Start at I-82 Exit 26 north of Yakima (there is a Great Blue Heron rookery in the large Black Cottonwood grove to the west of the freeway). As you head north on I-82 toward Ellensburg, the Redmon Bridge crosses the deep gorge of Selah Creek in about two and one-half miles. Unfortunately, there is no place to pull off from the northbound lanes, but if you are traveling south toward Yakima, stop at the Selah Rest Area (13 miles south of Exit 11). The overlook beyond the restrooms provides a dramatic view of Selah Creek. Especially between April and July, check the basalt cliff at the north end of the parking area for nesting Ferruginous Hawk (rare or absent in recent years), Prairie Falcon, White-throated Swift (which apparently nests in openings in the concrete arches of the freeway bridge), and Violet-green and Cliff Swallows. Say’s Phoebe and Rock Wren should also be looked for here. Red-tailed Hawk and American Kestrel are hard to miss.
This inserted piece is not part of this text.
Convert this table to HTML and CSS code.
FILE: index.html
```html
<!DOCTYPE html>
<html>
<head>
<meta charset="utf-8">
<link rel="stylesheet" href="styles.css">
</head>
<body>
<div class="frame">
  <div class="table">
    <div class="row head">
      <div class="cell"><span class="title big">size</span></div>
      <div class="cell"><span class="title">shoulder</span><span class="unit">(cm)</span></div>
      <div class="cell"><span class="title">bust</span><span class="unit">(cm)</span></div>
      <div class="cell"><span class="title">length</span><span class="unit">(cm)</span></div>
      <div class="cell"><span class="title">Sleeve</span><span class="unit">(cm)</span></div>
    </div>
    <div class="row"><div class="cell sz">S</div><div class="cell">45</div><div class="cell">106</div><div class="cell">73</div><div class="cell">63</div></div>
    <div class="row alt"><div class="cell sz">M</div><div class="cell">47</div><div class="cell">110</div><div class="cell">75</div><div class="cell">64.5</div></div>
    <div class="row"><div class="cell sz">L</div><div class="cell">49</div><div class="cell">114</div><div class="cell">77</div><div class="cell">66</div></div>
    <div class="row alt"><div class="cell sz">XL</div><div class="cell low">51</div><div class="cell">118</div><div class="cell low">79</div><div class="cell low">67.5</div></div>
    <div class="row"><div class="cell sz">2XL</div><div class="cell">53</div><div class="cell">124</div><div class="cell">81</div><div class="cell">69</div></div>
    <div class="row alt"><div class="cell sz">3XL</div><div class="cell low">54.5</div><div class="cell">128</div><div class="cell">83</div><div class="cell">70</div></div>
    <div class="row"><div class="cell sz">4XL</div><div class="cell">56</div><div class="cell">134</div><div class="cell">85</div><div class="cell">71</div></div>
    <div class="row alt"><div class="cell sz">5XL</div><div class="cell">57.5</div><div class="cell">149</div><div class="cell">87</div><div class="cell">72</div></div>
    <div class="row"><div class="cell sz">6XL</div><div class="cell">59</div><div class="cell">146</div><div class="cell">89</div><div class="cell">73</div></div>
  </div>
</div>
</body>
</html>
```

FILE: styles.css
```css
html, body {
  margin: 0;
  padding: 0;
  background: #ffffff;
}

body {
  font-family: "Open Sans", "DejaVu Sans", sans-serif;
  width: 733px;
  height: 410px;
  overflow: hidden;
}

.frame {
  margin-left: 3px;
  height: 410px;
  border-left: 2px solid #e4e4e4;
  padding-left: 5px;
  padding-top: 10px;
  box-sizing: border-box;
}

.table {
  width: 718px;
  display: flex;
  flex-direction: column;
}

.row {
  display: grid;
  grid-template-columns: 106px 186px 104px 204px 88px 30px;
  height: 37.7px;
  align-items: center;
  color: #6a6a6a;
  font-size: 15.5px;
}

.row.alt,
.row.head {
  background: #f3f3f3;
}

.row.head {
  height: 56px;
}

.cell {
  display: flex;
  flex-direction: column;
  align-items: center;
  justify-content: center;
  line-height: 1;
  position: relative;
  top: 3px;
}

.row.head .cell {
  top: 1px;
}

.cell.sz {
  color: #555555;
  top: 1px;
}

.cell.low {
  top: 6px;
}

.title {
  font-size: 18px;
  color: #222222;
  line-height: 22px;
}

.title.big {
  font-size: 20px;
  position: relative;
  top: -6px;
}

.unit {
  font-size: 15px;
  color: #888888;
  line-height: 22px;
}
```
At Exit 11, signed Military Area, shrub-steppe birds such as Sage Thrasher and Brewer’s, Vesper, and Sagebrush Sparrows can sometimes be observed beyond the fences on both sides of the interstate (easier to find in early morning when traffic is still relatively light). A pair of Common Ravens often nests under the freeway overpass.
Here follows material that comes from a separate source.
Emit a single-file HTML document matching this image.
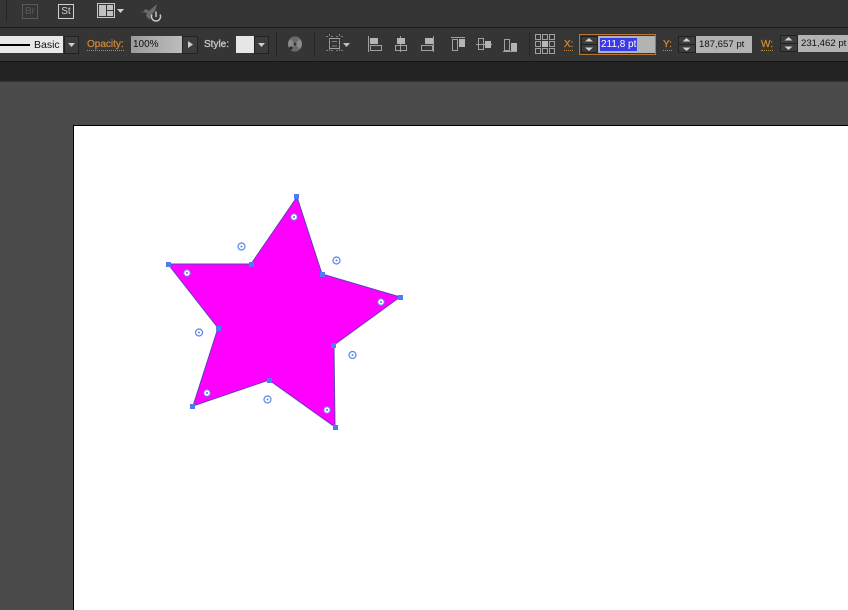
<!DOCTYPE html>
<html><head><meta charset="utf-8">
<style>
html,body{margin:0;padding:0;background:#4b4b4b;}
#p{position:relative;width:848px;height:610px;overflow:hidden;background:#4b4b4b;font-family:"Liberation Sans",sans-serif;filter:blur(0.35px);}
.a{position:absolute;}
.l{position:absolute;font-size:10px;font-weight:normal;-webkit-text-stroke:0.3px currentColor;white-space:nowrap;line-height:12px;}
.or{color:#c98639;border-bottom:1px dotted #c98639;line-height:11px;}
.f{position:absolute;background:#b3b3b3;color:#111;font-size:10px;line-height:17px;white-space:nowrap;}
.b{position:absolute;background:#3c3c3c;border:1px solid #222;box-sizing:border-box;}
</style></head><body>
<div id="p">
<div class="a" style="left:0;top:0;width:848px;height:27px;background:#353535"></div>
<div class="a" style="left:0;top:27px;width:848px;height:1px;background:#1a1a1a"></div>
<div class="a" style="left:0;top:28px;width:848px;height:33px;background:#353535"></div>
<div class="a" style="left:0;top:61px;width:848px;height:1px;background:#161616"></div>
<div class="a" style="left:0;top:62px;width:848px;height:19px;background:#232323"></div>
<div class="a" style="left:0;top:81px;width:848px;height:1px;background:#333"></div>
<div class="a" style="left:73px;top:125px;width:775px;height:485px;background:#fff;border-top:1px solid #000;border-left:1px solid #000;box-sizing:border-box"></div>

<svg class="a" style="left:0;top:0" width="848" height="82" fill="none">
<path d="M6.5 0V22" stroke="#262626"/>
<rect x="22.5" y="4.500" width="15" height="14" stroke="#5a5a5a"/>
<rect x="58.500" y="4.500" width="15" height="14" stroke="#d0d0d0"/>
<rect x="97.500" y="3.500" width="17" height="14" stroke="#c8c8c8"/>
<rect x="99" y="5" width="7" height="11" fill="#c0c0c0"/><rect x="107" y="5" width="6" height="5" fill="#c0c0c0"/><rect x="107" y="11" width="6" height="5" fill="#c0c0c0"/>
<path d="M117 9H124L120.500 13Z" fill="#d0d0d0"/>
<path d="M140 14L146 9L149 11L157 4L155 11L151 15L150 20L146 16L147 13L143 12Z" fill="#6a6a6a"/>
<path d="M152 14.500A4.500 4.500 0 1 0 160 14.500" stroke="#c8c8c8" stroke-width="1.500"/><path d="M156 11.500V17" stroke="#c8c8c8" stroke-width="1.500"/>

<path d="M276.500 32V57M314.500 32V57M529.500 32V57" stroke="#262626"/>
<circle cx="295" cy="44" r="7" fill="#8a8a8a"/>
<path d="M295 44L290 38.500A7 7 0 0 1 300 38.500ZM295 44L290 49.500A7 7 0 0 0 300 49.500Z" fill="#6a6a6a"/>
<circle cx="291" cy="48" r="1.500" fill="#222"/><circle cx="295" cy="44" r="1.500" fill="#333"/>

<g stroke="#a0a0a0">
<rect x="329.500" y="38.500" width="10" height="10"/>
<path d="M326 36.500H343M326 50.500H343M329.500 34V52M339.500 34V52" stroke-dasharray="2 3" stroke="#808080"/>
<path d="M332 41.500H337M332 46H337" stroke="#808080"/>
<path d="M368.500 36V52"/><rect x="370.500" y="45.500" width="11" height="5"/>
<path d="M400.500 36V52"/><rect x="395.500" y="45.500" width="11" height="5"/>
<path d="M433.500 36V52"/><rect x="421.500" y="45.500" width="11" height="5"/>
<path d="M451 37.500H465"/><rect x="452.500" y="39.500" width="5" height="11"/>
<path d="M476 44.500H492"/><rect x="478.500" y="38.500" width="5" height="11"/>
<path d="M503 51.500H517"/><rect x="504.500" y="39.500" width="5" height="11"/>
</g>
<path d="M343 43H350L346.500 47Z" fill="#c0c0c0"/>
<g fill="#b4b4b4">
<rect x="370" y="38" width="8" height="6"/><rect x="397" y="38" width="8" height="6"/><rect x="425" y="38" width="8" height="6"/>
<rect x="459" y="39" width="6" height="8"/><rect x="485" y="41" width="6" height="7"/><rect x="511" y="43" width="6" height="8"/>
</g>
<g stroke="#a0a0a0">
<rect x="535.500" y="34.500" width="5" height="5"/><rect x="542.500" y="34.500" width="5" height="5"/><rect x="549.500" y="34.500" width="5" height="5"/>
<rect x="535.500" y="41.500" width="5" height="5"/><rect x="549.500" y="41.500" width="5" height="5"/>
<rect x="535.500" y="48.500" width="5" height="5"/><rect x="542.500" y="48.500" width="5" height="5"/><rect x="549.500" y="48.500" width="5" height="5"/>
</g>
<rect x="542" y="41" width="6" height="6" fill="#b8b8b8"/>
</svg>

<!-- stroke dropdown -->
<div class="a" style="left:0;top:36px;width:63px;height:17px;background:#e8e8e8"></div>
<div class="a" style="left:0;top:44px;width:30px;height:2px;background:#000"></div>
<div class="a" style="left:34px;top:39px;color:#111;font-size:10.5px;line-height:12px;white-space:nowrap">Basic</div>
<div class="b" style="left:64px;top:36px;width:15px;height:18px"></div>
<svg class="a" style="left:64px;top:36px" width="15" height="18"><path d="M4 7H11L7.500 11Z" fill="#ccc"/></svg>

<div class="l or" style="left:87px;top:39px;font-size:10px">Opacity:</div>
<div class="f" style="left:131px;top:36px;width:51px;height:17px;background:linear-gradient(90deg,#9c9c9c,#bcbcbc);padding-left:2px;box-sizing:border-box;font-size:10px;line-height:18px">100%</div>
<div class="b" style="left:182px;top:36px;width:16px;height:18px"></div>
<svg class="a" style="left:182px;top:36px" width="16" height="18"><path d="M6 5V12L11 8.500Z" fill="#ccc"/></svg>
<div class="l" style="left:204px;top:39px;color:#c8c8c8;font-size:10px">Style:</div>
<div class="a" style="left:236px;top:36px;width:18px;height:17px;background:#e6e6e6"></div>
<div class="b" style="left:254px;top:36px;width:15px;height:18px"></div>
<svg class="a" style="left:254px;top:36px" width="15" height="18"><path d="M4 7H11L7.500 11Z" fill="#ccc"/></svg>

<!-- X -->
<div class="l or" style="left:564px;top:39px;font-size:10px">X:</div>
<div class="a" style="left:579px;top:34px;width:77px;height:21px;border:1px solid #b5763a;box-sizing:border-box"></div>
<div class="b" style="left:581px;top:36px;width:17px;height:17px"></div>
<div class="f" style="left:598px;top:36px;width:57px;height:17px"></div>
<div class="a" style="left:600px;top:38px;width:37px;height:13px;background:#3b3be6;color:#fff;font-size:10px;line-height:13px;padding-left:1px;box-sizing:border-box;white-space:nowrap;overflow:hidden">211,8 pt</div>
<!-- Y -->
<div class="l or" style="left:663px;top:39px;font-size:10px">Y:</div>
<div class="b" style="left:678px;top:36px;width:18px;height:17px"></div>
<div class="f" style="left:696px;top:36px;width:56px;height:17px;padding-left:3px;box-sizing:border-box;font-size:9.6px;line-height:18px">187,657 pt</div>
<!-- W -->
<div class="l or" style="left:761px;top:39px;font-size:10px">W:</div>
<div class="b" style="left:780px;top:35px;width:18px;height:17px"></div>
<div class="f" style="left:798px;top:35px;width:50px;height:17px;padding-left:3px;box-sizing:border-box;font-size:9.6px;line-height:17px">231,462 pt</div>
<svg class="a" style="left:0;top:0" width="848" height="60">
<g fill="#d0d0d0">
<path d="M585 41.500H593L589 38ZM585 47.500H593L589 51Z"/>
<path d="M682.500 41.500H690.500L686.500 38ZM682.500 47.500H690.500L686.500 51Z"/>
<path d="M784.500 40.500H792.500L788.500 37ZM784.500 46.500H792.500L788.500 50Z"/>
</g>
<path d="M582 44.500H597M679 44.500H695M781 43.500H797" stroke="#222"/>
</svg>

<!-- Star -->
<svg class="a" style="left:0;top:0" width="848" height="610" fill="none">
<path d="M297 197L322 274L400 297L334 345L335 427L269 380L193 406L218 328L168 264L251 264Z" fill="#ff00ff" stroke="#5b3fc0" stroke-width="1"/>
<g fill="#4f7cf0">
<rect x="294" y="194" width="5" height="5"/><rect x="320" y="272" width="5" height="5"/><rect x="398" y="295" width="5" height="5"/><rect x="331" y="343" width="5" height="5"/><rect x="333" y="425" width="5" height="5"/><rect x="267" y="378" width="5" height="5"/><rect x="190" y="404" width="5" height="5"/><rect x="216" y="326" width="5" height="5"/><rect x="166" y="262" width="5" height="5"/><rect x="249" y="262" width="5" height="5"/>
</g>
<g stroke="#5a84ea" stroke-width="1.200">
<circle cx="241.500" cy="246.500" r="3.500"/><circle cx="336.500" cy="260.500" r="3.500"/><circle cx="352.500" cy="355" r="3.500"/><circle cx="267.500" cy="399.500" r="3.500"/><circle cx="199" cy="332.500" r="3.500"/>
</g>
<g fill="#5a84ea">
<circle cx="241.500" cy="246.500" r="1"/><circle cx="336.500" cy="260.500" r="1"/><circle cx="352.500" cy="355" r="1"/><circle cx="267.500" cy="399.500" r="1"/><circle cx="199" cy="332.500" r="1"/>
</g>
<g fill="#fff" stroke="#6a8cf0" stroke-width="1">
<circle cx="294" cy="217" r="3.200"/><circle cx="187" cy="273" r="3.200"/><circle cx="381" cy="302" r="3.200"/><circle cx="327" cy="410" r="3.200"/><circle cx="207" cy="393" r="3.200"/>
</g>
<g fill="#5a6ce0">
<circle cx="294" cy="217" r="1"/><circle cx="187" cy="273" r="1"/><circle cx="381" cy="302" r="1"/><circle cx="327" cy="410" r="1"/><circle cx="207" cy="393" r="1"/>
</g>
</svg>
<div class="a" style="left:22px;top:5px;width:16px;text-align:center;color:#5a5a5a;font-size:10px;line-height:13px">Br</div>
<div class="a" style="left:58px;top:5px;width:16px;text-align:center;color:#d0d0d0;font-size:10px;line-height:13px">St</div>
</div>
</body></html>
In eight miles, take Exit 3 (Thrall Road) and go east less than 0.1 mile to Number 6 Road. Turn left (north) and travel 1.3 miles to a gravel road on the left (signed Public Fishing) that leads to two gravel-borrow ponds (Discover Pass required). These ponds (a large one on the north and a smaller one to the south) can have many ducks in migration and winter when they are not being used by anglers. In fall, scoters and Long-tailed Ducks regularly visit en route to the ocean. One can also walk the east bank for birds of scrub and marsh.

Back on I-82, it is three more miles to the I-90 junction, and a mile west from there to the east Ellensburg exit.